**Breakthrough in Primate Research: Birth of a Chimeric Monkey**
Chinese researchers have reported the first live birth of a chimeric monkey, a significant breakthrough in primate research. This achievement opens new avenues in understanding stem cell pluripotency and has significant implications for genetic engineering and biomedical studies.
A team of researchers in China has reported the live birth of a monkey that contains a high proportion of cells derived from a monkey stem cell line. This “chimeric” monkey is composed of cells that originate from two genetically distinct embryos of the same species of monkey. This has previously been demonstrated in rats and mice but, until now, has not been possible in other species, including non-human primates. The details of the research were reported in the journal Cell on November 9.

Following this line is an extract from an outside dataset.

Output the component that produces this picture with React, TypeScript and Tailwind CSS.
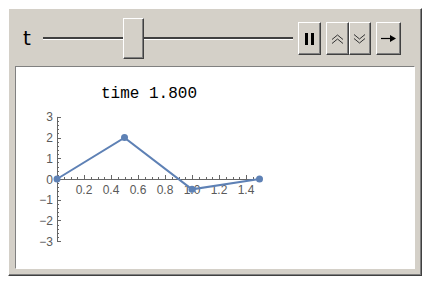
const raised =
  "border border-t-white border-l-white border-r-[#404040] border-b-[#404040] shadow-[inset_-1px_-1px_0_#808080]";

function Btn({ className = "", children }: { className?: string; children: React.ReactNode }) {
  return (
    <div className={`flex items-center justify-center bg-[#d4d0c8] ${raised} ${className}`}>
      {children}
    </div>
  );
}

const X0 = 57;
const Y0 = 178;
const SX = 135;
const SY = 20.7;
const px = (t: number) => X0 + t * SX;
const py = (v: number) => Y0 - v * SY;

function Plot() {
  const pts: [number, number][] = [
    [0, 0],
    [0.5, 2],
    [1.0, -0.5],
    [1.5, 0],
  ];
  const xMinor = Array.from({ length: 31 }, (_, i) => i * 0.05).filter((t) => t <= 1.5);
  const yMinor = Array.from({ length: 31 }, (_, i) => -3 + i * 0.2);
  const font = { fontFamily: "'Liberation Sans', Arial, sans-serif", fontSize: 12, fill: "#5a5a5a" };
  return (
    <svg width="398" height="201" viewBox="16 66 398 201" className="block">
      <text
        x="149"
        y="97"
        textAnchor="middle"
        style={{ fontFamily: "'Liberation Mono', 'Courier New', monospace", fontSize: 16, fill: "#000" }}
      >
        time 1.800
      </text>
      {/* y axis */}
      <line x1={X0 + 0.5} y1={py(3)} x2={X0 + 0.5} y2={py(-3)} stroke="#666" strokeWidth="1" />
      {yMinor.map((v, i) => (
        <line
          key={i}
          x1={X0}
          x2={X0 + (i % 5 === 0 ? 4 : 2)}
          y1={Math.round(py(v)) + 0.5}
          y2={Math.round(py(v)) + 0.5}
          stroke="#666"
          strokeWidth="1"
        />
      ))}
      {[3, 2, 1, 0, -1, -2, -3].map((v) => (
        <text key={v} x={X0 - 4} y={py(v) + 4.5} textAnchor="end" style={font}>
          {v < 0 ? `\u2212${-v}` : v}
        </text>
      ))}
      {/* x axis */}
      <line x1={X0} y1={Y0 + 0.5} x2={px(1.5)} y2={Y0 + 0.5} stroke="#666" strokeWidth="1" />
      {xMinor.map((t, i) => (
        <line
          key={i}
          x1={Math.round(px(t)) + 0.5}
          x2={Math.round(px(t)) + 0.5}
          y1={Y0}
          y2={Y0 - (i % 4 === 0 ? 4 : 2)}
          stroke="#666"
          strokeWidth="1"
        />
      ))}
      {[0.2, 0.4, 0.6, 0.8, 1.0, 1.2, 1.4].map((t) => (
        <text key={t} x={px(t)} y={Y0 + 15} textAnchor="middle" style={font}>
          {t.toFixed(1)}
        </text>
      ))}
      <polyline
        points={pts.map(([t, v]) => `${px(t)},${py(v)}`).join(" ")}
        fill="none"
        stroke="#5e81b5"
        strokeWidth="2"
      />
      {pts.map(([t, v], i) => (
        <circle key={i} cx={px(t)} cy={py(v)} r="3.5" fill="#5e81b5" />
      ))}
    </svg>
  );
}

export default function App() {
  return (
    <div className="w-[430px] h-[282px] bg-white pt-2 pl-2">
      <div className={`w-[414px] h-[268px] bg-[#d4d0c8] ${raised} flex flex-col`}>
        <div className="h-[57px] flex items-center pl-[14px] pt-[2px]">
          <span
            className="text-[20px] leading-none text-black mr-[12px] -mt-[1px]"
            style={{ fontFamily: "'DejaVu Sans', sans-serif" }}
          >
            t
          </span>
          <div className="relative w-[250px] h-[41px] flex items-center">
            <div className="w-full h-[3px] border-t-2 border-t-[#404040] border-b border-b-white" />
            <div className={`absolute left-[80px] top-0 w-[21px] h-[41px] bg-[#d4d0c8] ${raised}`} />
          </div>
          <div className="flex items-center ml-[5px] gap-[5px]">
            <Btn className="w-[23px] h-[33px]">
              <div className="flex gap-[3px]">
                <div className="w-[3px] h-[12px] bg-black" />
                <div className="w-[3px] h-[12px] bg-black" />
              </div>
            </Btn>
            <div className="flex">
              <Btn className="w-[23px] h-[33px]">
                <svg width="13" height="12" viewBox="0 0 13 12">
                  <path d="M1 6.5 L6.5 2 L12 6.5 M1 10.5 L6.5 6 L12 10.5" fill="none" stroke="#333" strokeWidth="1" />
                </svg>
              </Btn>
              <Btn className="w-[22px] h-[33px]">
                <svg width="13" height="12" viewBox="0 0 13 12">
                  <path d="M1 1.5 L6.5 6 L12 1.5 M1 5.5 L6.5 10 L12 5.5" fill="none" stroke="#333" strokeWidth="1" />
                </svg>
              </Btn>
            </div>
            <Btn className="w-[25px] h-[33px]">
              <svg width="15" height="9" viewBox="0 0 15 9">
                <path d="M0 4.5 H10" stroke="#000" strokeWidth="1.2" />
                <path d="M9 1 L15 4.5 L9 8 Z" fill="#000" />
              </svg>
            </Btn>
          </div>
        </div>
        <div className="ml-[6px] w-[400px] h-[203px] bg-white border border-t-[#808080] border-l-[#808080] border-r-white border-b-white">
          <Plot />
        </div>
      </div>
    </div>
  );
}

“This is a long-sought goal in the field,” says senior author Zhen Liu of the Chinese Academy of Sciences (CAS). “This research not only has implications for understanding naive pluripotency in other primates, including humans, but it also has relevant practical implications for genetic engineering and species conservation. Specifically, this work could help us to generate more precise monkey models for studying neurological diseases as well as for other biomedicine studies.”
The monkeys used in the study were cynomolgus monkeys, also known as crab-eating or long-tailed macaques, a primate common in biomedical research. The scientists were successful in generating chimeric monkeys by injecting a subset of stem cells into early monkey morula embryos (embryos that are 4-5 days old). The embryos were then implanted into female macaques, resulting in 12 pregnancies and six live births.
An analysis confirmed that one monkey that was born alive and one fetus that was miscarried were substantially chimeric, containing cells that grew out of the stem cells throughout their bodies.
“This work helps us to better understand naive pluripotency in primate cells,” adds co-corresponding author Qiang Sun of CAS. “In the future, we will try to increase the efficiency of this method for generating chimeric monkeys by optimizing the culture conditions for the stem cells, the cultures for the blastocysts where the stem cells are inserted, or both.”
The implications of this breakthrough are vast, ranging from improving our understanding of stem cell pluripotency to providing new possibilities for genetic engineering and species conservation. The researchers’ findings pave the way for groundbreaking developments in the field of biomedicine and primate research.